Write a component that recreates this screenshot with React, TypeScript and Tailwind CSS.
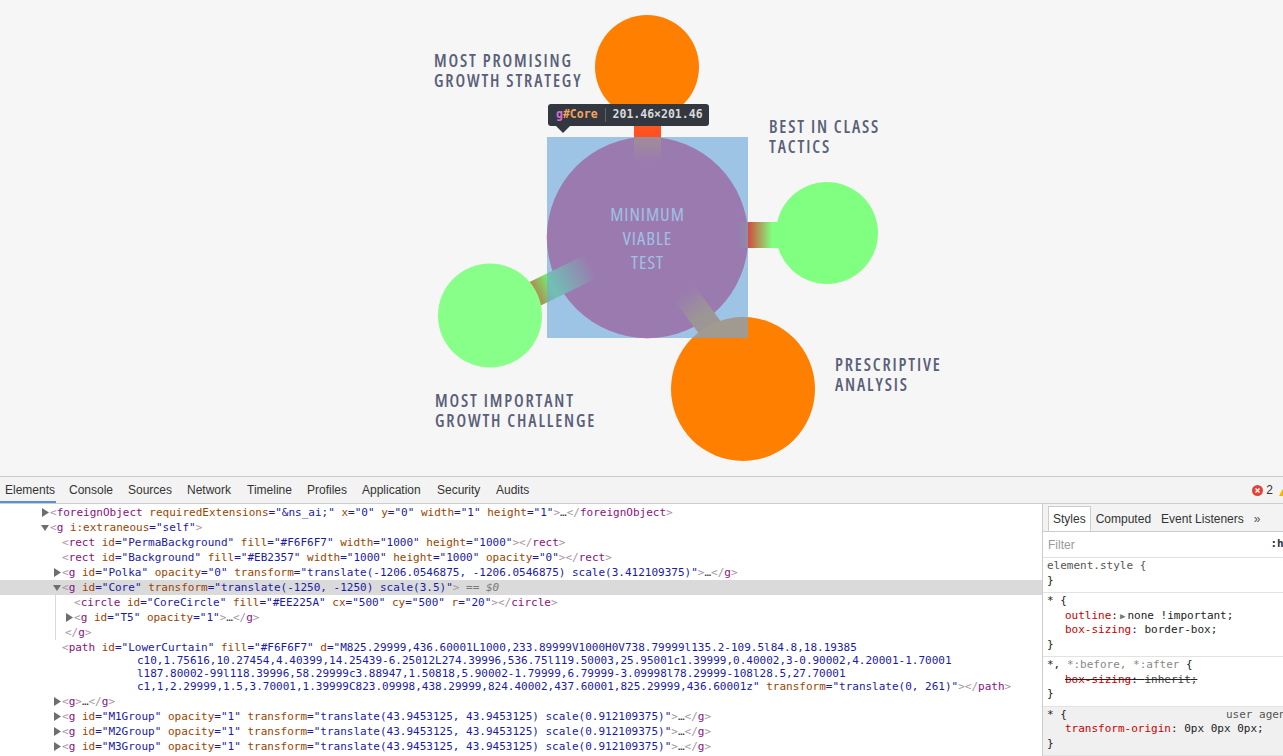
++++
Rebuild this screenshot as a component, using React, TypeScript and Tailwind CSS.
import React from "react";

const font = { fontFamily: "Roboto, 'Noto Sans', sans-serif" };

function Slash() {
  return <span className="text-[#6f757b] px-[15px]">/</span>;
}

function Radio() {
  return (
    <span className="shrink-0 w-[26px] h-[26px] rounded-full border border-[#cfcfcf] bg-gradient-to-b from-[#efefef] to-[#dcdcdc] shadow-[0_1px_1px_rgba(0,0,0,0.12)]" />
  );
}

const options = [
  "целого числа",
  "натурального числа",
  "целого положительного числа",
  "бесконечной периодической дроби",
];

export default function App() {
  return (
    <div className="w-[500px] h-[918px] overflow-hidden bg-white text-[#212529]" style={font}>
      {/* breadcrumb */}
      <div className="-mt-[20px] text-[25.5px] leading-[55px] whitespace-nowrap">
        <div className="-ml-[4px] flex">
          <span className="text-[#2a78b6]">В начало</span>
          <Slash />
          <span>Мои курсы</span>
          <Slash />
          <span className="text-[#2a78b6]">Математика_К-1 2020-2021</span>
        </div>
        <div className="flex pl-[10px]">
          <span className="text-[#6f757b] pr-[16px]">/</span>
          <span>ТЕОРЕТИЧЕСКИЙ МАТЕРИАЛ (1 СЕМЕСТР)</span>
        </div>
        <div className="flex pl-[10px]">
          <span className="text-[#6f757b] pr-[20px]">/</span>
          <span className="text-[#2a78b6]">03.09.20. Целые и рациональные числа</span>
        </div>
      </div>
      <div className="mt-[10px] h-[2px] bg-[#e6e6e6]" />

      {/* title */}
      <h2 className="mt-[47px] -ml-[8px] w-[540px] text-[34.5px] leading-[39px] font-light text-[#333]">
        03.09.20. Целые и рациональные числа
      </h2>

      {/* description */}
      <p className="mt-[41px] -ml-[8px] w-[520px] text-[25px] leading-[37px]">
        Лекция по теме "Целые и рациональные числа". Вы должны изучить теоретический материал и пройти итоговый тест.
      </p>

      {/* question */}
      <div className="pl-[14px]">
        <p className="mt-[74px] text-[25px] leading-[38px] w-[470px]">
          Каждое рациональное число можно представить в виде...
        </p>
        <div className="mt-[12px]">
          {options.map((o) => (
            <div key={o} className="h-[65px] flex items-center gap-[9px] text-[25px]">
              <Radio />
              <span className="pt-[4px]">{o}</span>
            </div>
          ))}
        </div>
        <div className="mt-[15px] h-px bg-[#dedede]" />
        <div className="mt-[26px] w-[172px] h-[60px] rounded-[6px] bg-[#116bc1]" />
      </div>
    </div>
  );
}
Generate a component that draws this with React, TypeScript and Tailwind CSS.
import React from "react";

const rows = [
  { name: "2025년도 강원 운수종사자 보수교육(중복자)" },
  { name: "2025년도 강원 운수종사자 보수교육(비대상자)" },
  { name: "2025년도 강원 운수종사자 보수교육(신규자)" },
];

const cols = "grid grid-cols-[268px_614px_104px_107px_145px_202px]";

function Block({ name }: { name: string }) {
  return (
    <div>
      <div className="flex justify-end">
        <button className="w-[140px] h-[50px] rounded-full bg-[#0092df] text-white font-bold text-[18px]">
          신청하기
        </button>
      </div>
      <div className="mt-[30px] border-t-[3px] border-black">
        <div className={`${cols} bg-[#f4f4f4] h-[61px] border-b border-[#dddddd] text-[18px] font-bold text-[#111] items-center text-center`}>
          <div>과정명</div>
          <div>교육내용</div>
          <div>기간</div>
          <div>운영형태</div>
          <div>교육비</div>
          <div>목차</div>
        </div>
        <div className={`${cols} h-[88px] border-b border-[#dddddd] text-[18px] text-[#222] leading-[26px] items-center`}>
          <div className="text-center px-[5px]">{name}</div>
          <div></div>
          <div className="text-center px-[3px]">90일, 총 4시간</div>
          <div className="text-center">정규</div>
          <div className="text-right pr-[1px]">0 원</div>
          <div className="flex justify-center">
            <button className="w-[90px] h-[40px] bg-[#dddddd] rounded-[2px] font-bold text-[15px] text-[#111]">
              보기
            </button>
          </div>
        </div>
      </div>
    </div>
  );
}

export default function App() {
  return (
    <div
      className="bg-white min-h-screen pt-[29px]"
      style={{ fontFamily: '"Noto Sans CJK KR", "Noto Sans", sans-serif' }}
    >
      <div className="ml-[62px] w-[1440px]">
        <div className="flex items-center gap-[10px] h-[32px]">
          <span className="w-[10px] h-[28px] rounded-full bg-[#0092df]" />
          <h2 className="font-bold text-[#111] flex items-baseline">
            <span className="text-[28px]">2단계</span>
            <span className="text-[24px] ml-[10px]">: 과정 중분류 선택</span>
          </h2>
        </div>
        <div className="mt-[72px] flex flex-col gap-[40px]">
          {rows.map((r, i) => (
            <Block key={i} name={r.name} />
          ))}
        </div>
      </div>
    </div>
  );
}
++++
* WORK TO BE COMPLETED *
Check each line of the records for the word "Tailwind", and show the lines that contain it.

* EXERCISE SOLUTION *
Write a component that recreates this screenshot with React, TypeScript and Tailwind CSS.
Rebuild this screenshot as a component, using React, TypeScript and Tailwind CSS.
Generate a component that draws this with React, TypeScript and Tailwind CSS.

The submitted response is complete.